Circunstancias coyunturales en situaciones históricas diversas, posibilitaron la presencia de nuevos grupos étnicos que en buena medida hicieron sus aportes culinarios. La revolución de Haití a finales del siglo XVIII propició la aparición masiva de franceses, emigrados forzosos que introdujeron el cultivo modernizado del café e influenciaron con su refinada cocina las mesas de los habitantes adinerados de esta isla, peninsulares o criollos. El café se expandió rápido entre los habitantes en todas las capas de la sociedad y la manera predominante de prepararlo siguió un patrón desde un principio: caliente, breve, fuerte, negro y azucarado, esta fue una forma de vincularse con los sabores fuertes de la alimentación y del puro habano, muy en boga entonces.
Hacia mediados del siglo XIX comienza una masiva emigración china hacia Cuba, que en su momento culminante fue porcentualmente una parte importante de la población del país. La tenacidad asiática se vio reflejada en el aprovechamiento de ciertas ventajas climáticas, como sucedió en el cinturón agrícola semiurbano que formaron alrededor de la Zanja Real de La Habana. La cocina hogareña incorporó desde ese momento nuevas tendencias al gusto criollo.
El sostenido desarrollo de las relaciones económicas y comerciales con distintas ciudades portuarias de los Estados Unidos introdujo, desde el propio siglo XIX, una impronta cuya estela es evidente hasta hoy. Indiscutibles formas de preparar los cereales, la torta o cake de cumpleaños, los productos en conserva, las mundialmente socorridas comidas rápidas o el llamado desayuno americano, responden a esta influencia.
Otras etnias lejanas o cercanas que produjeron flujos migratorios más o menos notables hacia nuestro país, también tuvieron una repercusión en nuestra cocina. En tal caso están los yucatecos, jamaicanos, haitianos, árabes…
Y esas intromisiones culinarias no han dejado de mostrarse en nuestro país. En décadas recientes, como respuesta organizada a una necesidad práctica de la cocina rutinaria, devenido en fenómeno espontáneo, se ha masificado la preferencia de un segmento de la cocina italiana popular, representada por la pizza, que en una variante muy cubana –gruesa y esponjosa– ha establecido plaza definitiva.
… No obstante, el aporte indígena en algunas esferas de la cultura cubana, y en particular en la alimentación, es innegable.

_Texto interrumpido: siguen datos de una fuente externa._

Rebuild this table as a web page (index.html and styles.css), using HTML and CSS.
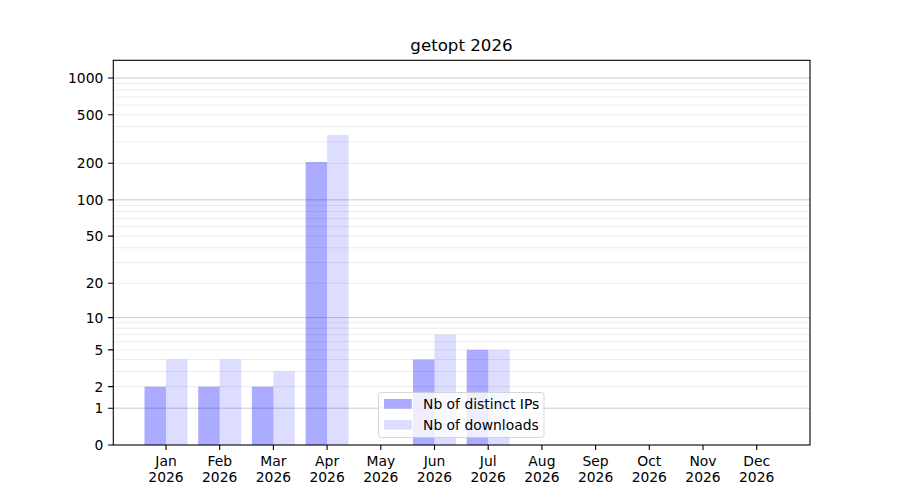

Así, en los primeros tiempos, los españoles se vieron obligados a adoptar algunas costumbres indígenas, con la yuca como principal elemento por su utilización en la elaboración del casabe –sustituto del pan– y el consumo de los alimentos que ofrecía la isla… El abundante uso del ají como condimento en nuestra cocina, así como la forma de asar en parrilla, la «barbacoa» indígena, son considerados influencia aborigen.
… Poco a poco se impuso el modelo de alimentación de los conquistadores, reforzado además con la importación de los productos a que estaban acostumbrados, como la harina de trigo, los aceites, los vinos. Del predominio de la dieta aborigen se pasó a una dieta basada en el arroz, los frijoles, las carnes, la leche, el huevo. Pero ya lo encontrado en la isla había sido incorporado. El ajiaco aborigen, por ejemplo, se fusionó con la olla española, al agregársele las carnes de cerdo y de res, y más tarde otras viandas de origen africano.
El ajiaco es el plato que representa de manera singular la nacionalidad cubana. Es un crisol de voluntades, medios y maneras.
Para su preparación se mezclan: las carnes de res, cerdo y tasajo; las viandas, tales como: yuca, malanga, ñame, plátano, boniato y calabaza; dar un toque de acidez con limón; las mazorcas de maíz cortadas en trozo y un sofrito condimentado –salsa criolla– con manteca, cebolla, ají, ajo, pimentón, sal y pimienta al gusto.